Boston's Office Exodus Is Forcing a Talent Reckoning for Local Employers
As downtown vacancy rates hit 20-year highs, companies are competing harder than ever to attract workers willing to return to brick-and-mortar workplaces.
As downtown vacancy rates hit 20-year highs, companies are competing harder than ever to attract workers willing to return to brick-and-mortar workplaces.

The transformation of Boston's commercial real estate market is reshaping who gets hired, where they work, and what employers must offer to compete for talent in an increasingly fractured job market.
Downtown office vacancy rates have climbed to 19.2 percent in the second quarter of 2026—a significant jump from the 14.8 percent recorded two years ago. Along Financial District corridors and around the Seaport District, landlords are slashing rents and offering extended tenant incentives. Yet even aggressive pricing hasn't stopped the bleeding. Several major financial services firms have consolidated operations, leaving entire floors of Class A office space vacant along the Greenway and in the Prudential Center corridor.
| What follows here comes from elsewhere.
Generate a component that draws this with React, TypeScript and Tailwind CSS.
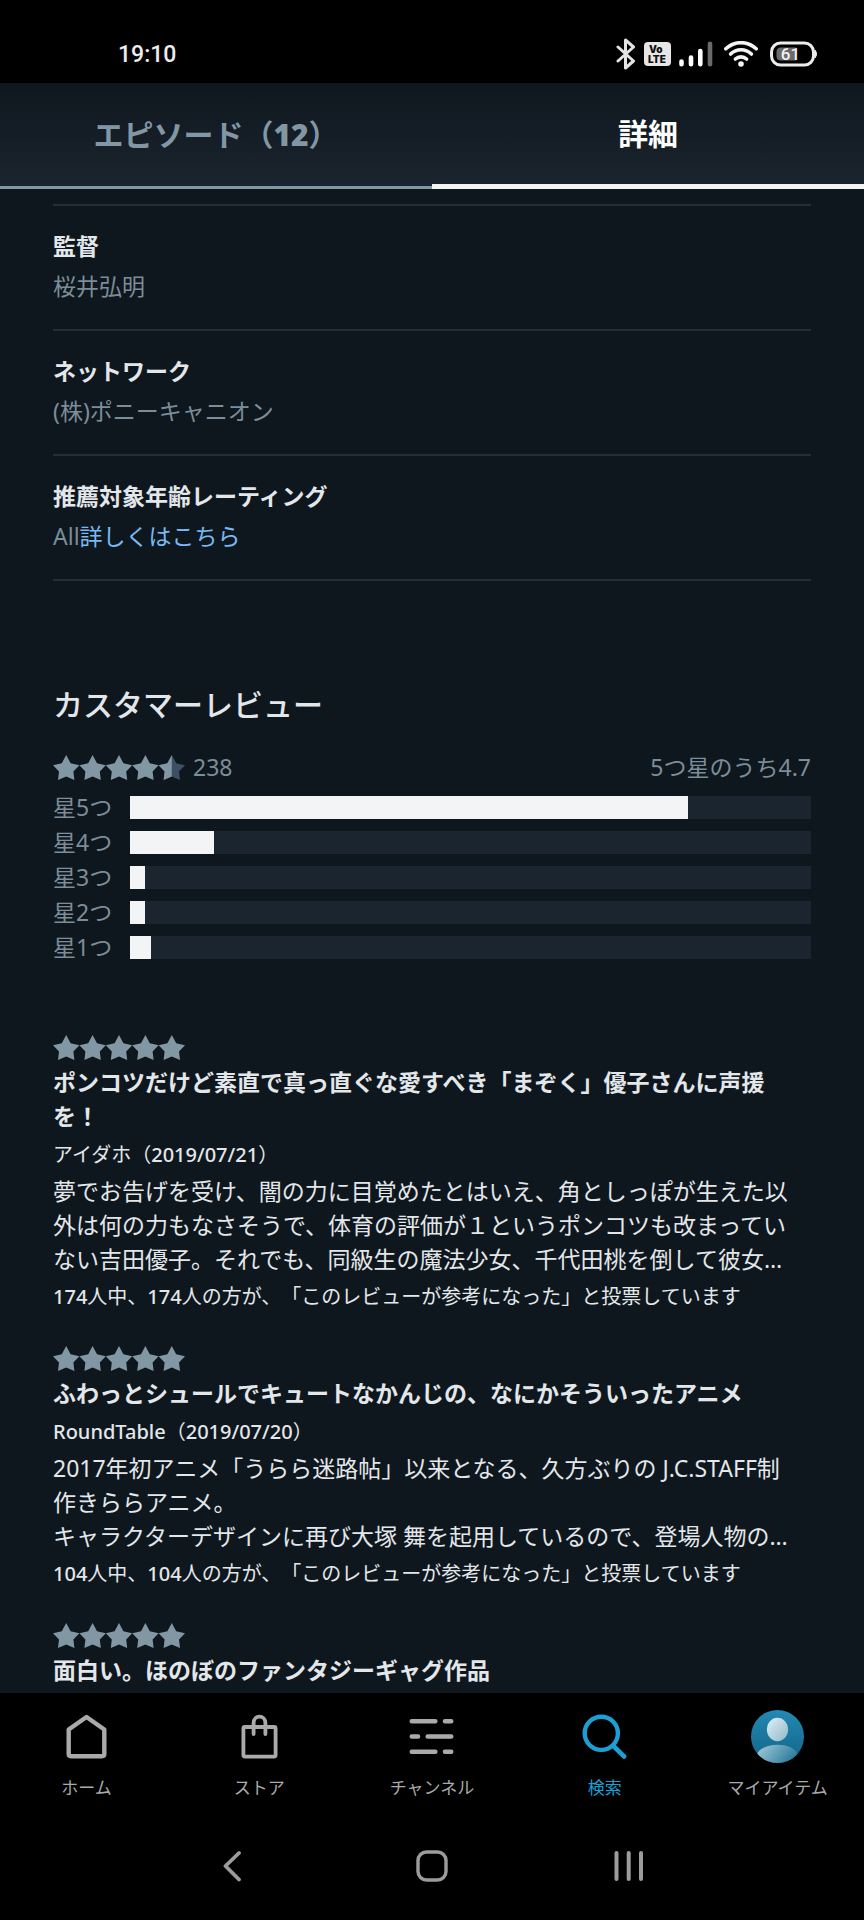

The knock-on effect is unmistakable: Boston's talent market is splintering. Companies that have leaned into flexible or remote-first models—particularly in tech and professional services—are finding it easier to recruit top performers who no longer need to live within commuting distance. Meanwhile, organizations betting on a full office return face an uphill battle.
"We're seeing employers differentiate by their workplace culture and what they offer beyond the desk," says a spokesperson for the Greater Boston Chamber of Commerce. "Companies need to ask themselves why someone would choose to work in an office, and the answer can't just be 'that's where the job is.'"
The ripple effects extend across neighborhoods. Cambridge and Watertown have benefited from biotech and life sciences companies clustering there, creating pockets of strength. But traditional office markets like Back Bay have struggled to attract new tenants. Some landlords have converted upper floors of historic buildings on Commonwealth Avenue and Newbury Street into residential units—a sign of how dramatically demand patterns have shifted.
For job seekers, the fragmentation creates both opportunity and confusion. Mid-career professionals increasingly negotiate hybrid arrangements or seek employers offering genuine schedule flexibility. Entry-level talent, meanwhile, faces contradictory pressures: some firms still insist on in-office presence as part of onboarding, while competitors offer full remote positions.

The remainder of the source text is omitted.